▶ _DIRECTIONS FOR THIS TASK_: Transcribe the material verbatim in full; the pictures do not belong in the copy.

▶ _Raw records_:
* start *

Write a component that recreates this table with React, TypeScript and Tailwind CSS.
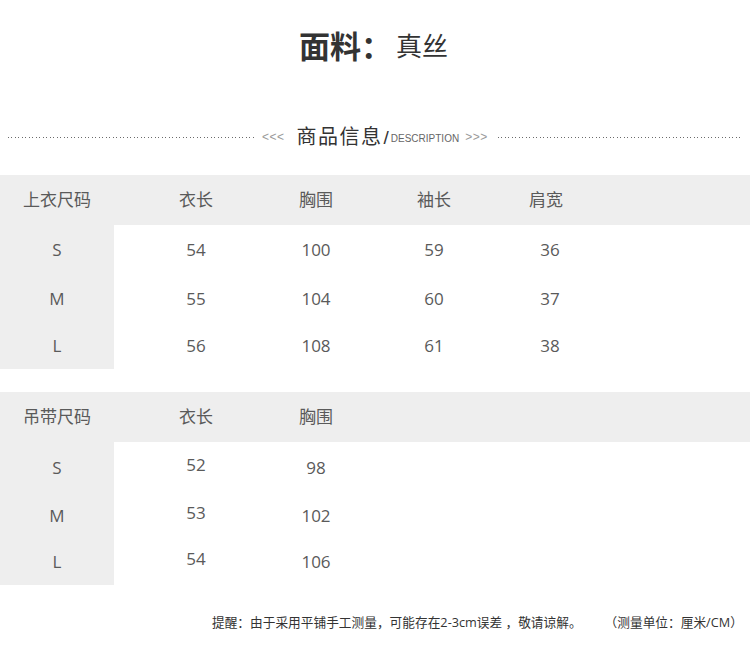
import React from 'react';

const cn = "font-['Open_Sans','Noto_Sans_CJK_SC',sans-serif]";

// column template shared by both tables
const cols = 'grid grid-cols-[114px_164px_76px_160px_64px_1fr]';

type Table = {
  title: string;
  heads: string[];
  rows: string[][];
  rowHeights: string[];
  raiseSecond?: boolean;
};

const tables: Table[] = [
  {
    title: '上衣尺码',
    heads: ['衣长', '胸围', '袖长', '肩宽'],
    rows: [
      ['S', '54', '100', '59', '36'],
      ['M', '55', '104', '60', '37'],
      ['L', '56', '108', '61', '38'],
    ],
    rowHeights: ['h-[50px]', 'h-[48px]', 'h-[46px]'],
  },
  {
    title: '吊带尺码',
    heads: ['衣长', '胸围'],
    rows: [
      ['S', '52', '98'],
      ['M', '53', '102'],
      ['L', '54', '106'],
    ],
    rowHeights: ['h-[51px]', 'h-[46px]', 'h-[46px]'],
    raiseSecond: true,
  },
];

function Dots({ className }: { className: string }) {
  return (
    <div
      className={`h-px bg-[repeating-linear-gradient(to_right,#6b6b6b_0_1px,transparent_1px_3.5px)] ${className}`}
    />
  );
}

function SizeTable({ t }: { t: Table }) {
  return (
    <div className="text-[17px] text-[#5a5a5a]">
      <div className={`${cols} h-[50px] items-center bg-[#eeeeee]`}>
        <div className="text-center">{t.title}</div>
        {t.heads.map((h, i) => (
          <div key={i} className="text-center">
            {h}
          </div>
        ))}
      </div>
      {t.rows.map((r, ri) => (
        <div key={ri} className={`${cols} ${t.rowHeights[ri]}`}>
          <div className="flex items-center justify-center bg-[#eeeeee]">{r[0]}</div>
          {r.slice(1).map((v, i) => (
            <div
              key={i}
              className={`flex items-center justify-center ${
                t.raiseSecond && i === 0 ? '-translate-y-[3px]' : ''
              } ${i === 3 ? 'translate-x-[4px]' : ''}`}
            >
              {v}
            </div>
          ))}
        </div>
      ))}
    </div>
  );
}

export default function App() {
  return (
    <div className={`w-[750px] h-[656px] bg-white overflow-hidden ${cn}`}>
      <div className="h-[92px] flex items-center justify-center text-[#333] pr-[3px]">
        <span className="text-[31px] font-bold">面料：</span>
        <span className="text-[26px] ml-[4px]">真丝</span>
      </div>

      <div className="mt-[35px] h-[20px] flex items-center text-[#444]">
        <Dots className="ml-[8px] w-[247px]" />
        <span className="ml-[7px] text-[12px] text-[#999] tracking-[0.5px] font-['Liberation_Sans',sans-serif]">
          &lt;&lt;&lt;
        </span>
        <span className="ml-[12px] text-[20px] tracking-[1.5px] text-[#333] leading-none">
          商品信息
        </span>
        <span className="text-[19px] text-[#333] leading-none ml-[1px] font-['Liberation_Sans',sans-serif]">
          /
        </span>
        <span className="ml-[2px] text-[10px] text-[#666] font-['Liberation_Sans',sans-serif] mt-[3px]">
          DESCRIPTION
        </span>
        <span className="ml-[6px] text-[12px] text-[#999] tracking-[0.5px] font-['Liberation_Sans',sans-serif]">
          &gt;&gt;&gt;
        </span>
        <Dots className="ml-[10px] w-[244px]" />
      </div>

      <div className="mt-[28px]">
        <SizeTable t={tables[0]} />
      </div>
      <div className="mt-[23px]">
        <SizeTable t={tables[1]} />
      </div>

      <div className="mt-[28px] flex text-[12.7px] text-[#333] leading-[18px]">
        <span className="ml-[212px]">提醒：由于采用平铺手工测量，可能存在2-3cm误差 ，敬请谅解。</span>
        <span className="ml-[23px]">（测量单位：厘米/CM）</span>
      </div>
    </div>
  );
}
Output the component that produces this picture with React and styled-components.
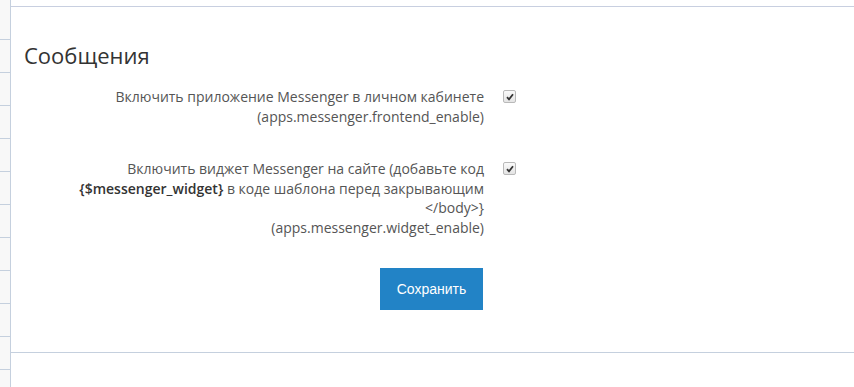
import React from 'react'
import styled, { createGlobalStyle } from 'styled-components'

const GlobalStyle = createGlobalStyle`
  html, body {
    margin: 0;
    padding: 0;
    background: #fff;
  }
  body {
    font-family: "Open Sans", "Liberation Sans", sans-serif;
    color: #555;
  }
`

const Page = styled.div`
  display: flex;
  width: 854px;
  height: 387px;
  overflow: hidden;
`

const Sidebar = styled.div`
  width: 10px;
  padding-top: 7px;
  background: #f8f8f8;
  border-right: 1px solid #c5d0de;
  flex-shrink: 0;
`

const SideItem = styled.div`
  height: 32px;
  border-bottom: 1px solid #c5d0de;
`

const Main = styled.div`
  flex: 1;
  padding-top: 6px;
`

const Panel = styled.div`
  height: 345px;
  border-top: 1px solid #c8cfe0;
  border-bottom: 1px solid #c5d0de;
  padding: 0 13px;
  box-sizing: content-box;
`

const Title = styled.h2`
  margin: 0;
  padding-top: 35px;
  font-size: 22px;
  font-weight: 400;
  line-height: 26px;
  color: #333;
`

const Form = styled.div`
  padding-top: 19px;
  display: flex;
  flex-direction: column;
  gap: 33px;
`

const Row = styled.div`
  display: grid;
  grid-template-columns: 420px 12px;
  column-gap: 19px;
  padding-left: 40px;
  align-items: start;
`

const Label = styled.div`
  text-align: right;
  font-size: 14px;
  line-height: 19.5px;
  color: #555;
`

const Code = styled.b`
  font-weight: 600;
  color: #333;
`

const Box = styled.span`
  width: 11px;
  height: 11px;
  margin-top: 3px;
  border: 1px solid #b9b9b9;
  border-radius: 2px;
  background: linear-gradient(#fafafa, #e4e4e4);
  display: flex;
  align-items: center;
  justify-content: center;
`

const Actions = styled.div`
  width: 419px;
  padding-left: 40px;
  display: flex;
  justify-content: flex-end;
  margin-top: -2px;
`

const SaveButton = styled.button`
  width: 103px;
  height: 42px;
  border: none;
  border-radius: 0;
  background: #2283c6;
  color: #fff;
  font-family: "Liberation Sans", Arial, sans-serif;
  font-size: 14px;
  cursor: pointer;
`

const settings = [
  {
    id: 'frontend',
    label: (
      <>
        Включить приложение Messenger в личном кабинете
        <br />
        (apps.messenger.frontend_enable)
      </>
    ),
  },
  {
    id: 'widget',
    label: (
      <>
        {'Включить виджет Messenger на сайте (добавьте код '}
        <Code>{'{$messenger_widget}'}</Code>
        {' в коде шаблона перед закрывающим </body>}'}
        <br />
        (apps.messenger.widget_enable)
      </>
    ),
  },
]

function CheckMark() {
  return (
    <Box>
      <svg width="8" height="8" viewBox="0 0 8 8">
        <path d="M1 4.2 L3 6.3 L7 1.2" fill="none" stroke="#333" strokeWidth="1.8" />
      </svg>
    </Box>
  )
}

export default function App() {
  return (
    <Page>
      <GlobalStyle />
      <Sidebar>
        {Array.from({ length: 12 }).map((_, i) => (
          <SideItem key={i} />
        ))}
      </Sidebar>
      <Main>
        <Panel>
          <Title>Сообщения</Title>
          <Form>
            {settings.map((s) => (
              <Row key={s.id}>
                <Label>{s.label}</Label>
                <CheckMark />
              </Row>
            ))}
            <Actions>
              <SaveButton>Сохранить</SaveButton>
            </Actions>
          </Form>
        </Panel>
      </Main>
    </Page>
  )
}
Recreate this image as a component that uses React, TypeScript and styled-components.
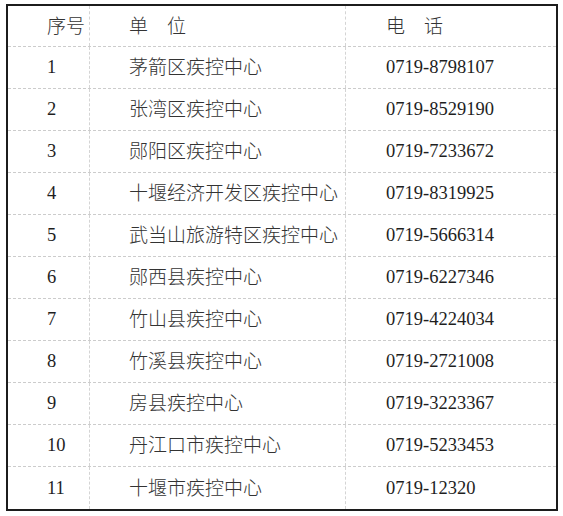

* end *

▶ _ANSWER TO THIS PROBLEM_:
Write a component that recreates this table with React, TypeScript and Tailwind CSS.
import React from 'react';

const cn = "font-['Open_Sans','Noto_Sans_CJK_SC',sans-serif]";

// column template shared by both tables
const cols = 'grid grid-cols-[114px_164px_76px_160px_64px_1fr]';

type Table = {
  title: string;
  heads: string[];
  rows: string[][];
  rowHeights: string[];
  raiseSecond?: boolean;
};

const tables: Table[] = [
  {
    title: '上衣尺码',
    heads: ['衣长', '胸围', '袖长', '肩宽'],
    rows: [
      ['S', '54', '100', '59', '36'],
      ['M', '55', '104', '60', '37'],
      ['L', '56', '108', '61', '38'],
    ],
    rowHeights: ['h-[50px]', 'h-[48px]', 'h-[46px]'],
  },
  {
    title: '吊带尺码',
    heads: ['衣长', '胸围'],
    rows: [
      ['S', '52', '98'],
      ['M', '53', '102'],
      ['L', '54', '106'],
    ],
    rowHeights: ['h-[51px]', 'h-[46px]', 'h-[46px]'],
    raiseSecond: true,
  },
];

function Dots({ className }: { className: string }) {
  return (
    <div
      className={`h-px bg-[repeating-linear-gradient(to_right,#6b6b6b_0_1px,transparent_1px_3.5px)] ${className}`}
    />
  );
}

function SizeTable({ t }: { t: Table }) {
  return (
    <div className="text-[17px] text-[#5a5a5a]">
      <div className={`${cols} h-[50px] items-center bg-[#eeeeee]`}>
        <div className="text-center">{t.title}</div>
        {t.heads.map((h, i) => (
          <div key={i} className="text-center">
            {h}
          </div>
        ))}
      </div>
      {t.rows.map((r, ri) => (
        <div key={ri} className={`${cols} ${t.rowHeights[ri]}`}>
          <div className="flex items-center justify-center bg-[#eeeeee]">{r[0]}</div>
          {r.slice(1).map((v, i) => (
            <div
              key={i}
              className={`flex items-center justify-center ${
                t.raiseSecond && i === 0 ? '-translate-y-[3px]' : ''
              } ${i === 3 ? 'translate-x-[4px]' : ''}`}
            >
              {v}
            </div>
          ))}
        </div>
      ))}
    </div>
  );
}

export default function App() {
  return (
    <div className={`w-[750px] h-[656px] bg-white overflow-hidden ${cn}`}>
      <div className="h-[92px] flex items-center justify-center text-[#333] pr-[3px]">
        <span className="text-[31px] font-bold">面料：</span>
        <span className="text-[26px] ml-[4px]">真丝</span>
      </div>

      <div className="mt-[35px] h-[20px] flex items-center text-[#444]">
        <Dots className="ml-[8px] w-[247px]" />
        <span className="ml-[7px] text-[12px] text-[#999] tracking-[0.5px] font-['Liberation_Sans',sans-serif]">
          &lt;&lt;&lt;
        </span>
        <span className="ml-[12px] text-[20px] tracking-[1.5px] text-[#333] leading-none">
          商品信息
        </span>
        <span className="text-[19px] text-[#333] leading-none ml-[1px] font-['Liberation_Sans',sans-serif]">
          /
        </span>
        <span className="ml-[2px] text-[10px] text-[#666] font-['Liberation_Sans',sans-serif] mt-[3px]">
          DESCRIPTION
        </span>
        <span className="ml-[6px] text-[12px] text-[#999] tracking-[0.5px] font-['Liberation_Sans',sans-serif]">
          &gt;&gt;&gt;
        </span>
        <Dots className="ml-[10px] w-[244px]" />
      </div>

      <div className="mt-[28px]">
        <SizeTable t={tables[0]} />
      </div>
      <div className="mt-[23px]">
        <SizeTable t={tables[1]} />
      </div>

      <div className="mt-[28px] flex text-[12.7px] text-[#333] leading-[18px]">
        <span className="ml-[212px]">提醒：由于采用平铺手工测量，可能存在2-3cm误差 ，敬请谅解。</span>
        <span className="ml-[23px]">（测量单位：厘米/CM）</span>
      </div>
    </div>
  );
}
Output the component that produces this picture with React and styled-components.
import React from 'react'
import styled, { createGlobalStyle } from 'styled-components'

const GlobalStyle = createGlobalStyle`
  html, body {
    margin: 0;
    padding: 0;
    background: #fff;
  }
  body {
    font-family: "Open Sans", "Liberation Sans", sans-serif;
    color: #555;
  }
`

const Page = styled.div`
  display: flex;
  width: 854px;
  height: 387px;
  overflow: hidden;
`

const Sidebar = styled.div`
  width: 10px;
  padding-top: 7px;
  background: #f8f8f8;
  border-right: 1px solid #c5d0de;
  flex-shrink: 0;
`

const SideItem = styled.div`
  height: 32px;
  border-bottom: 1px solid #c5d0de;
`

const Main = styled.div`
  flex: 1;
  padding-top: 6px;
`

const Panel = styled.div`
  height: 345px;
  border-top: 1px solid #c8cfe0;
  border-bottom: 1px solid #c5d0de;
  padding: 0 13px;
  box-sizing: content-box;
`

const Title = styled.h2`
  margin: 0;
  padding-top: 35px;
  font-size: 22px;
  font-weight: 400;
  line-height: 26px;
  color: #333;
`

const Form = styled.div`
  padding-top: 19px;
  display: flex;
  flex-direction: column;
  gap: 33px;
`

const Row = styled.div`
  display: grid;
  grid-template-columns: 420px 12px;
  column-gap: 19px;
  padding-left: 40px;
  align-items: start;
`

const Label = styled.div`
  text-align: right;
  font-size: 14px;
  line-height: 19.5px;
  color: #555;
`

const Code = styled.b`
  font-weight: 600;
  color: #333;
`

const Box = styled.span`
  width: 11px;
  height: 11px;
  margin-top: 3px;
  border: 1px solid #b9b9b9;
  border-radius: 2px;
  background: linear-gradient(#fafafa, #e4e4e4);
  display: flex;
  align-items: center;
  justify-content: center;
`

const Actions = styled.div`
  width: 419px;
  padding-left: 40px;
  display: flex;
  justify-content: flex-end;
  margin-top: -2px;
`

const SaveButton = styled.button`
  width: 103px;
  height: 42px;
  border: none;
  border-radius: 0;
  background: #2283c6;
  color: #fff;
  font-family: "Liberation Sans", Arial, sans-serif;
  font-size: 14px;
  cursor: pointer;
`

const settings = [
  {
    id: 'frontend',
    label: (
      <>
        Включить приложение Messenger в личном кабинете
        <br />
        (apps.messenger.frontend_enable)
      </>
    ),
  },
  {
    id: 'widget',
    label: (
      <>
        {'Включить виджет Messenger на сайте (добавьте код '}
        <Code>{'{$messenger_widget}'}</Code>
        {' в коде шаблона перед закрывающим </body>}'}
        <br />
        (apps.messenger.widget_enable)
      </>
    ),
  },
]

function CheckMark() {
  return (
    <Box>
      <svg width="8" height="8" viewBox="0 0 8 8">
        <path d="M1 4.2 L3 6.3 L7 1.2" fill="none" stroke="#333" strokeWidth="1.8" />
      </svg>
    </Box>
  )
}

export default function App() {
  return (
    <Page>
      <GlobalStyle />
      <Sidebar>
        {Array.from({ length: 12 }).map((_, i) => (
          <SideItem key={i} />
        ))}
      </Sidebar>
      <Main>
        <Panel>
          <Title>Сообщения</Title>
          <Form>
            {settings.map((s) => (
              <Row key={s.id}>
                <Label>{s.label}</Label>
                <CheckMark />
              </Row>
            ))}
            <Actions>
              <SaveButton>Сохранить</SaveButton>
            </Actions>
          </Form>
        </Panel>
      </Main>
    </Page>
  )
}
Recreate this image as a component that uses React, TypeScript and styled-components.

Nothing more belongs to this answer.